The above being said, we did lose some time by taking out a bunch of 'waiting' and 'progress' dialogs that were no longer needed.
I have used a few of the ORM tools, and I can recommend two of them:
.NET Tiers
CSLA codegen templates
Both of them have performed quite nicely and any performance loss has not been noticeable.
I've always found it doesn't matter. You should use whatever will make you the most productive, responsive to changes, and whatever is easiest to debug and maintain.
Most applications never need enough load for the difference between ORM and SPs to noticeable. And there are optimizations to make ORM faster.
Finally, a well-written app will have its data access seperated from everything else so that in the future switching from ORM to whatever would be possible.
Is ORM slow?
Yes ( compared with stored procedures )
Does it matter?
No ( except your concern is speed )
I think the problem is many people think of ORM as a object "trick" to databases, to code less or simplify SQL usage, while in reality is .. well an Object - To Relational ( DB ) - Mapping.
ORM is used to persist your objects to a relational database manager system, and not ( just ) to substitute or make SQL easier ( although it make a good job at that too )
If you don't have a good object model, or you're using to make reports, or even if you're just trying to get some information, ORM is not worth it.
If in the other hand you have a complex system modeled through objects were each one have different rules and they interact dynamically and you your concern is persist that information into the database rather than substitute some existing SQL scripts then go for ORM.
Yes, ORM will slow down your application. By how much depends on how far the abstraction goes, how well your object model maps to the database, and other factors. The question should be, are you willing to spend more developer time and use straight data access or trade less dev time for slower runtime performance.
Overall, the good ORMs have little overhead and, by and large, are considered well worth the trade off.
Yes, ORMs affect performance, whether that matters ultimately depends on the specifics of your project.
Programmers often love ORM because they like the nice front-end cding environments like Visual Studio and dislike coding raw SQL with no intellisense, etc.
ORMs have other limitations besides a performance hit--they also often do not do what you need 100% of the time, add the complexity of an additional abstraction layer that must be maintained and re-established every time chhnges are made, there are also caching issues to be dealt with.
Just a thought -- if the database vendors would make the SQL programming environment as nice as Visual Studio, and provide a more natural linkage between the db code and front-end code, we wouldn't need the ORMs...I guess things may go in that direction eventually.
Obvious answer: It depends
ORM does a good job of insulating a programmer from SQL. This in effect substitutes mediocre, computer generated queries for the catastrophically bad queries a programmer might give.
Even in the best case, an ORM is going to do some extra work, loading fields it doesn't need to, explicitly checking constraints, and so forth.
When these become a bottle-neck, most ORM's let you side-step them and inject raw SQL.
If your application fits well with objects, but not quite so easily with relations, then this can still be a win.

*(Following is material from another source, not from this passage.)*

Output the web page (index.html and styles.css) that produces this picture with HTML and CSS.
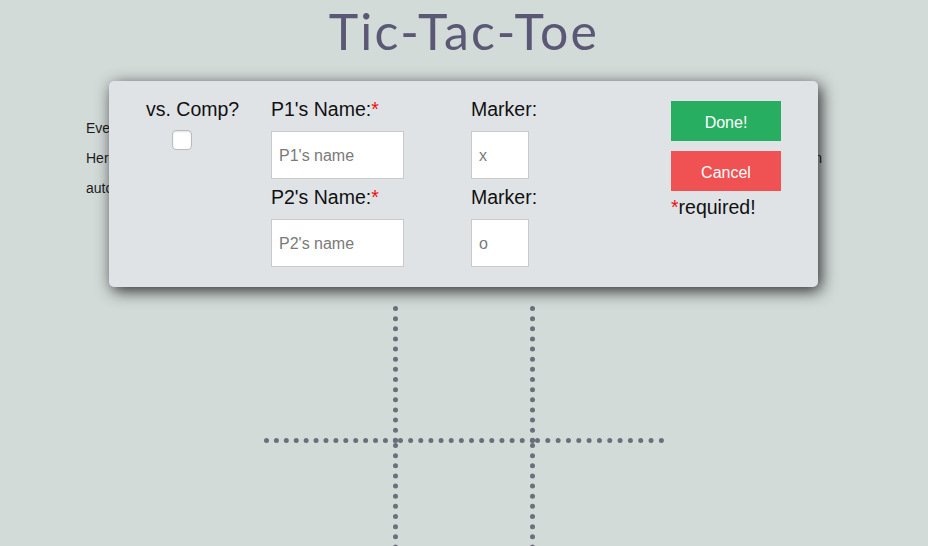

If instead your app fits nicely around a relational model, then the ORM represents a coding bottleneck on top of a possible performance bottleneck.
One thing I've found to be particularly offensive about most ORM's is their handling of primary keys. Most ORM's require pk's for everything they touch, even if there is no concievable use for them. Example: Authors should have pk's, Blog posts SHOULD have pk's, but the links (join table) between authors and posts not.
I have found that the difference between "too slow" and "not too much slower" depends on if you have your ORM's 2nd level (SessionFactory) cache enabled. With it off it handles fine under development load, but will crush your system under mild production load. After turning on the 2nd Level cache the server handled the expected load and scaled nicely.
ORM can get an order of magnitude slower, not just on the grount=s of wasting a lot of CPU cycles on it's own but also using much more memeory which then has to be GC-d.
Much worse that that however is that the is no standard for ORM (unlike SQL) and that my and large ORM-s use SQL vary inefficiently so at the end of the day you still have to dig into SQL to fix per issues and every time an ORM makes a mess and you have to debug it. Meaning that you haven't gained anything at all.
It's terribly immature technology for real production-level applications. Very problematic things are handling indexes, foreign keys, tweaking tables to fit object hierarchies and terribly long transactions, which means much more deadlocks and repeats - if an ORM knows hows to handle that at all.
It actually makes servers less scalable which multiplies costs but these costs don't get mentioned at the begining - a little inconvenient truth :-) When something uses transactions 10-100 times bigger than optimal it becomes impossible to scale SQL side at all. Talking about serious systems again not home/toy/academic stuff.
An ORM will always add some overhead because of the layers of abstraction but unless it is a poorly designed ORM that should be minimal. The time to actually query the database will be many times more than the additional overhead of the ORM infrastructure if you are doing it correctly, for example not loading the full object graph when not required. A good ORM (nHibernate) will also give you many options for the queries run against the database so you can optimise as required as well.
Using an ORM is generally slower. But the boost in productivity you get will get your application up and running much faster. And the time you save can later be spent finding the portions of your application that are causing the biggest slow down - you can then spend time optimizing the areas where you get the best return on your development effort. Just because you've decided to use an ORM doesn't mean you can't use other techniques in the sections of code that can really benefit from it.
An ORM can be slower, but this is offset by their ability to cache data, therefore however fast the alternative, you can't get much faster than reading from memory.
I never really understood why people think that this is slower or that is slower... get a real machine I say. I have had mixed results... I've seen where execution time for a stored procedure is much slower than ORM and vise versa.. But in both cases the performance was due to difference in hardware.